● Direction
Check each line of the records below and collect those that include the word "this".

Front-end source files
-- START --
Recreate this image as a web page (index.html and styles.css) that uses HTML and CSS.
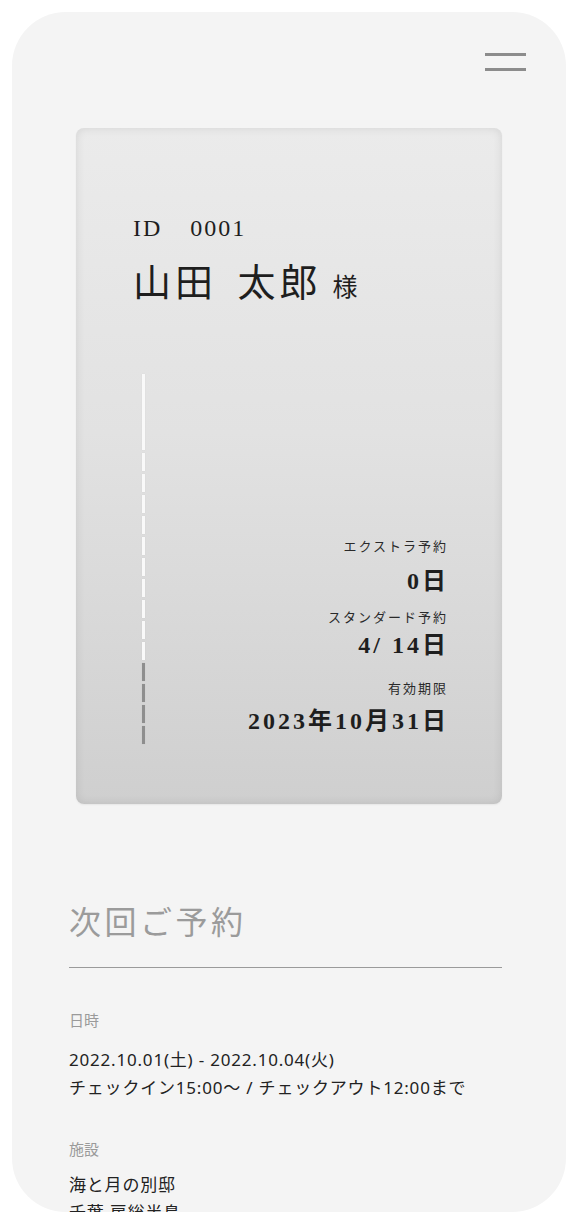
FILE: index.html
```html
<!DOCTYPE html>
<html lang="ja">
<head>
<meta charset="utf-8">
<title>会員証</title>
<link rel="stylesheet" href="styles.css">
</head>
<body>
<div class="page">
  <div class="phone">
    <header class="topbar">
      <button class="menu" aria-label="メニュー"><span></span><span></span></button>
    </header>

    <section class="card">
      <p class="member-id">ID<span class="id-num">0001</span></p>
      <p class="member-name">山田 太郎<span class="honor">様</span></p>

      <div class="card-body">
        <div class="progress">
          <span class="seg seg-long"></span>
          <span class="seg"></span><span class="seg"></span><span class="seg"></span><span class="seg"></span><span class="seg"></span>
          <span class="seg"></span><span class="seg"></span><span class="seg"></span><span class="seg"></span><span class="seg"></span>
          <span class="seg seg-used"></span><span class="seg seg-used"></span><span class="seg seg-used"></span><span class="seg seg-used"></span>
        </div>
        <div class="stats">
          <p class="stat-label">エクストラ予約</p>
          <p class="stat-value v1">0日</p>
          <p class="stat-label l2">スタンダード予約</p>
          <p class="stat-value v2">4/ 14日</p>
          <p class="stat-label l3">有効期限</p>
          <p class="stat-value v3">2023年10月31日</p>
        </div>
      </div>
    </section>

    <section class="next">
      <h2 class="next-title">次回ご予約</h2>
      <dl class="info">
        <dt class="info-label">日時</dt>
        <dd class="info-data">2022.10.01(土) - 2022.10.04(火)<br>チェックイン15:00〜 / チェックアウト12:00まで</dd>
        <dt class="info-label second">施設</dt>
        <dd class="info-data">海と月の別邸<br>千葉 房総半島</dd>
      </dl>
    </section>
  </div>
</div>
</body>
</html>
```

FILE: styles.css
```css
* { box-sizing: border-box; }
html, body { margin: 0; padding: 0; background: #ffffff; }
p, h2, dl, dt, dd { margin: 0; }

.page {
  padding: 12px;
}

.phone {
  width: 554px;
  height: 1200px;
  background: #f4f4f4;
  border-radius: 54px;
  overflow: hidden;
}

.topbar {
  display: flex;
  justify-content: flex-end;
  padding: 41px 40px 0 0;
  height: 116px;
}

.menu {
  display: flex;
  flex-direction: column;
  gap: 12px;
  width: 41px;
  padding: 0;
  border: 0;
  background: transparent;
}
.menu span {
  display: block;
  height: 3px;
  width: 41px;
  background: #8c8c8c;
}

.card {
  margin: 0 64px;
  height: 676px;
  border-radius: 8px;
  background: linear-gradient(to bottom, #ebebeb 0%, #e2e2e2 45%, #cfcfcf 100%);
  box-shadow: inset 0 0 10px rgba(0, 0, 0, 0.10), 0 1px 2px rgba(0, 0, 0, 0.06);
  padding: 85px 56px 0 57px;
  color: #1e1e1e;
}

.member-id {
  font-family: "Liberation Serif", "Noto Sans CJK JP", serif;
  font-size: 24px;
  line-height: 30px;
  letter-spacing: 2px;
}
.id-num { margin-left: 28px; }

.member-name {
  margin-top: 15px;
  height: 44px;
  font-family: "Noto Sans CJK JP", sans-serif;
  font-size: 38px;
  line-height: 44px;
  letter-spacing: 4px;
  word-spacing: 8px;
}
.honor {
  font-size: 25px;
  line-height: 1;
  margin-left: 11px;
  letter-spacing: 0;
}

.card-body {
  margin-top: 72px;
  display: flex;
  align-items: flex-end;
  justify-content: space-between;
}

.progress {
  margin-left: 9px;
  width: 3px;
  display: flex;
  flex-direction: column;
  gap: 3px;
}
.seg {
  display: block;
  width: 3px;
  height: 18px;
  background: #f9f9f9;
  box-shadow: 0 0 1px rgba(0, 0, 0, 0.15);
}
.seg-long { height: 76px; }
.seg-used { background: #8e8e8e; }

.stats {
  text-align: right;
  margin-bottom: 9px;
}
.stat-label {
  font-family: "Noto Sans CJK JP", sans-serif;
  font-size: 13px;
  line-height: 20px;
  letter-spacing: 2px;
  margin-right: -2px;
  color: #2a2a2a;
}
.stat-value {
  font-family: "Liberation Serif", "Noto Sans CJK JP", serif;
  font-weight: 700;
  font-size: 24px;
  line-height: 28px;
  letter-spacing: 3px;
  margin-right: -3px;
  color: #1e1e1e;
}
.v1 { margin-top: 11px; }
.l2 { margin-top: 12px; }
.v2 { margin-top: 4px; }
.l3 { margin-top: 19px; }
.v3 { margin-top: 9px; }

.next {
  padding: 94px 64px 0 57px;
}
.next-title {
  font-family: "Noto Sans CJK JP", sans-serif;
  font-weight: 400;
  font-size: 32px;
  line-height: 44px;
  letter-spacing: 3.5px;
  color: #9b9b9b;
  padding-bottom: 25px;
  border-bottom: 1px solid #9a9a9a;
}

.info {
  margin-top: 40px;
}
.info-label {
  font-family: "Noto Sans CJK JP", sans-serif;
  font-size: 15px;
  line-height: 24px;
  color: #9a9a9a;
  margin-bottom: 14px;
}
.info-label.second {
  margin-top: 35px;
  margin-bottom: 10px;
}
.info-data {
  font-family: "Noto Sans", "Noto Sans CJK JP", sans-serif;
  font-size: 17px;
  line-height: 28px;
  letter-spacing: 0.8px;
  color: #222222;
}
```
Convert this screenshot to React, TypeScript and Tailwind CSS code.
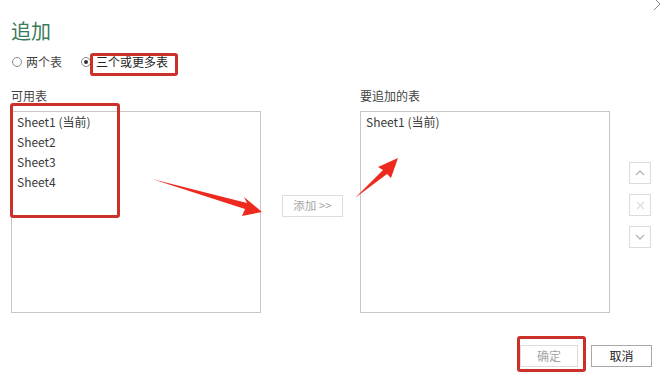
-- END --
● Task solution
Recreate this image as a web page (index.html and styles.css) that uses HTML and CSS.
Convert this screenshot to React, TypeScript and Tailwind CSS code.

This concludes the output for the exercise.